Biscuit of the Week - the McVitie's milk chocolate digestive

Glitch having un-glitched itself (along with multiple clumps of my hair) here we go with biscuit of the week - the McVitie's Digestive (milk chocolate). £1.20 for a big pack, this is not bad value. However, the actual "Value" brands taste much the same, and are a quarter of the price, so here's a handy money-saving tip. If you want to impress visitors, keep the empty McVitie's packet - in as good condition as you can - and fill it with the "Value" biscuits. Make sure the "McVitie's" label is to the fore when you proffer the packet.

Friday, 23 April 2010

Another windy day in the Bay

A bit blowy here again. (Photos of the Bay currently being used have been sent in by regular reader Jim. I can't use a camera what with my hooves not having fingers.)

Biscuit of the week - the Orange Club

These are half price (72p) in Somerfield at the moment, which is why they are our biscuit of the week. The Jacob's Club is not my favourite biscuit, but it is cheap, and you have to have something with a cup of tea, so it will do. That's all I'm saying.

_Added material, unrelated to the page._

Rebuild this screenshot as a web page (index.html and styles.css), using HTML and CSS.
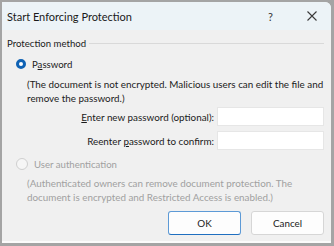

breakfast of the week - the double egg roll

Geoffrey doesn't eat eggs. To him, it's cannibalism. I can understand that, of course. But when he nipped out to get a breath of fresh air earlier, I took the opportunity of making myself a double fried egg roll with a red sauce garnish and some salt and pepper. I then opened the windows to get rid of the evidence i.e. "fried egg smell".
By the way - I'd like to apologise if the "juxtapositioning" of the photo below, and the photo shown here, has caused any readers to reach for the Rennies due to "abdominal discomfort" and/or nausea. Soz!!